What makes the foiled London-Pakistan plot seem more of a serious threat - though not so serious it disrupted Tony Blair's vacation - is that the British vouched for it, not Attorney General Gonzales and his Keystone Kops. This didn't stop Michael Chertoff from grabbing credit in his promotional sprint through last Sunday's talk shows. 'It was as if we had an opportunity to stop 9/11 before it actually was carried out,' he said, insinuating himself into that royal we. But no matter how persistent his invocation of 9/11, our secretary of homeland security is too discredited to impress a public that has been plenty disillusioned since Karl Rove first exhibited the flag-draped remains of a World Trade Center victim in a 2004 campaign commercial. We look at Mr. Chertoff and still see the man who couldn't figure out what was happening in New Orleans when the catastrophe was being broadcast in real time on television.
No matter what the threat at hand, he can't get his story straight. When he said last weekend that the foiling of the London plot revealed a Qaeda in disarray because 'it's been five years since they've been capable of putting together something of this sort,' he didn't seem to realize that he was flatly contradicting the Ashcroft-Gonzales claims for the gravity of all the Qaeda plots they've boasted of stopping in those five years. As recently as last October, Mr.
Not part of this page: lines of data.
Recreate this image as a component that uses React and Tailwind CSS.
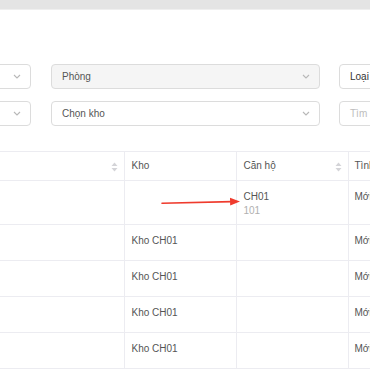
import React from 'react';

function Chevron() {
  return (
    <svg className="w-[8px] h-[5px]" viewBox="0 0 8 5" fill="none" stroke="#b8b8b8" strokeWidth="1.1">
      <path d="M1 1l3 3 3-3" />
    </svg>
  );
}

function SortIcon() {
  return (
    <svg className="absolute right-[6px] top-[10px] w-[7px] h-[10px]" viewBox="0 0 7 10" fill="#d4d4d8">
      <path d="M3.5 0.5L6.5 4H0.5z" />
      <path d="M3.5 9.5L6.5 6H0.5z" />
    </svg>
  );
}

function Select({ className, text, disabled }) {
  return (
    <div
      className={`h-[25px] shrink-0 flex items-center justify-between rounded-[4px] border border-[#dcdcdc] pl-[10px] pr-[9px] ${
        disabled ? 'bg-[#f5f5f5]' : 'bg-white'
      } ${className}`}
    >
      <span className="text-[#555]">{text}</span>
      <Chevron />
    </div>
  );
}

const rows = [
  { kho: '', can: 'CH01', sub: '101', tinh: 'Mới', first: true },
  { kho: 'Kho CH01', can: '', tinh: 'Mới' },
  { kho: 'Kho CH01', can: '', tinh: 'Mới' },
  { kho: 'Kho CH01', can: '', tinh: 'Mới' },
  { kho: 'Kho CH01', can: '', tinh: 'Mới' },
];

export default function App() {
  return (
    <div
      className="relative w-[370px] h-[370px] overflow-hidden bg-white text-[10px] leading-[14px]"
      style={{ fontFamily: '"Liberation Sans", Arial, sans-serif' }}
    >
      <div className="h-[10px] bg-[#e4e4e4] border-b border-[#efefef]" />

      <div className="pt-[54px] ml-[-100px]">
        <div className="flex gap-[20px]">
          <Select className="w-[131px]" />
          <Select className="w-[269px]" text="Phòng" disabled />
          <div className="h-[25px] w-[120px] shrink-0 -ml-[1px] flex items-center rounded-[4px] border border-[#dcdcdc] px-[10px] text-[#333]">
            Loại
          </div>
        </div>
        <div className="flex gap-[20px] mt-[12px]">
          <Select className="w-[131px]" />
          <Select className="w-[269px]" text="Chọn kho" />
          <div className="h-[25px] w-[120px] shrink-0 -ml-[1px] flex items-center rounded-[4px] border border-[#dcdcdc] px-[10px] text-[#bdbdbd]">
            Tìm kiếm
          </div>
        </div>
      </div>

      <div className="relative mt-[25px]">
        <table className="ml-[-100px] w-[580px] table-fixed border-collapse text-[#555]">
          <colgroup>
            <col className="w-[224px]" />
            <col className="w-[112px]" />
            <col className="w-[112px]" />
            <col className="w-[132px]" />
          </colgroup>
          <thead>
            <tr className="h-[29px] border-t border-b border-[#ececf1]">
              <th className="relative border-r border-[#ececf1] font-normal text-left px-[7px]">
                <SortIcon />
              </th>
              <th className="relative border-r border-[#ececf1] font-normal text-left px-[7px]">Kho</th>
              <th className="relative border-r border-[#ececf1] font-normal text-left px-[7px]">
                Căn hộ
                <SortIcon />
              </th>
              <th className="relative font-normal text-left px-[6px]">Tình trạng</th>
            </tr>
          </thead>
          <tbody>
            {rows.map((r, i) => (
              <tr key={i} className={`border-b border-[#ececf1] ${r.first ? 'h-[44px]' : 'h-[36px]'}`}>
                <td className="border-r border-[#ececf1]" />
                <td className="border-r border-[#ececf1] align-top pt-[9px] px-[7px]">{r.kho}</td>
                <td className="border-r border-[#ececf1] align-top pt-[9px] px-[7px]">
                  {r.can && <div>{r.can}</div>}
                  {r.sub && <div className="text-[#b0b0b0]">{r.sub}</div>}
                </td>
                <td className="align-top pt-[9px] px-[6px]">{r.tinh}</td>
              </tr>
            ))}
          </tbody>
        </table>

        <svg className="absolute left-[160px] top-[45px] w-[82px] h-[12px]" viewBox="0 0 82 12" fill="none">
          <path d="M2 7.2L72 5.6" stroke="#ef3b2d" strokeWidth="1.6" strokeLinecap="round" />
          <path d="M70 1.8L80 5.4 70.2 9.4z" fill="#ef3b2d" />
        </svg>
      </div>
    </div>
  );
}
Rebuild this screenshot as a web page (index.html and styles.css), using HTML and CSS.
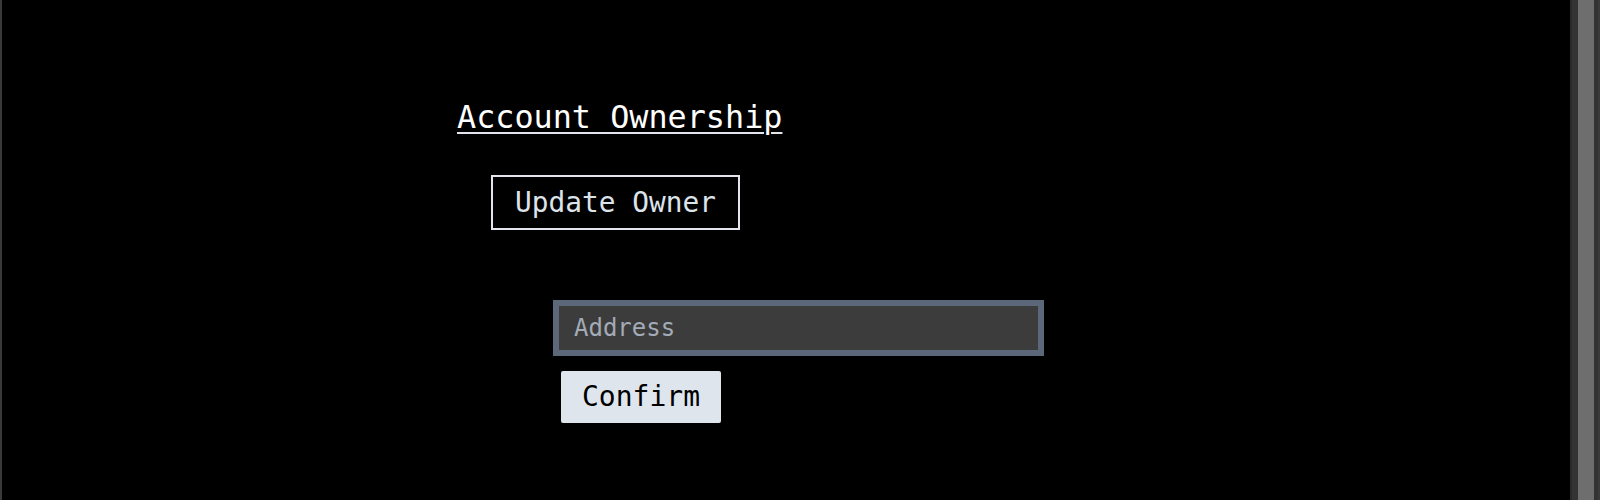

Bush himself announced a list of 10 grisly foiled plots, including one he later described as a Qaeda plan 'already set in motion' to fly a hijacked plane 'into the tallest building on the West Coast.'
Dick Cheney's credibility is also nil: he will always be the man who told us that Iraqis would greet our troops as liberators and that the insurgency was in its last throes in May 2005. His latest and predictable effort to exploit terrorism for election-year fear-mongering - arguing that Ned Lamont's dissent on Iraq gave comfort to 'Al Qaeda types' - has no traction because the public has long since untangled the administration's bogus linkage between the Iraq war and Al Qaeda. That's why, of all the poll findings last week, the most revealing was one in the CBS survey: While the percentage of Americans who chose terrorism as our 'most important problem' increased in the immediate aftermath of the London plot, terrorism still came in second, at only 17 percent, to Iraq, at 28 percent.
The administration's constant refrain that Iraq is the 'central front' in the war on terror is not only false but has now also backfired politically: only 9 percent in the CBS poll felt that our involvement in Iraq was helping decrease terrorism. As its fifth anniversary arrives, 9/11 itself has been dwarfed by the mayhem in Iraq, where more civilians are now killed per month than died in the attack on America. The box-office returns of 'World Trade Center' are a cultural sign of just how much America has moved on. For all the debate about whether it was 'too soon' for such a Hollywood movie, it did better in the Northeast, where such concerns were most prevalent, than in the rest of the country, where, like 'United 93,' it may have arrived too late. Despite wild acclaim from conservatives and an accompanying e-mail campaign, 'World Trade Center' couldn't outdraw 'Step Up,' a teen romance starring a former Abercrombie & Fitch model and playing on 500 fewer screens.
Mr. Lamont's victory in the Connecticut Democratic senatorial primary has been as overhyped as Mr. Stone's movie. As a bellwether of national politics, one August primary in one very blue state is nearly meaningless. Mr. Lieberman's star began to wane in Connecticut well before Iraq became a defining issue. His approval rating at home, as measured by the Quinnipiac poll, had fallen from 80 percent in 2000 to 51 percent in July 2003, and that was before his kamikaze presidential bid turned 'Joementum' into a national joke.
The hyperbole that has greeted the Lamont victory in some quarters is far more revealing than the victory itself. In 2006, the tired Rove strategy of equating any Democratic politician's opposition to the Iraq war with cut-and-run defeatism in the war on terror looks desperate. The Republicans are protesting too much, methinks. A former Greenwich selectman like Mr. Lamont isn't easily slimed as a reincarnation of Abbie Hoffman or an ally of Osama bin Laden. What Republicans really see in Mr. Lieberman's loss is not a defeat in the war on terror but the specter of their own defeat.
Mr. Lamont is but a passing embodiment of a fixed truth: most Americans think the war in Iraq was a mistake and want some plan for a measured withdrawal. That truth would prevail even had Mr. Lamont lost.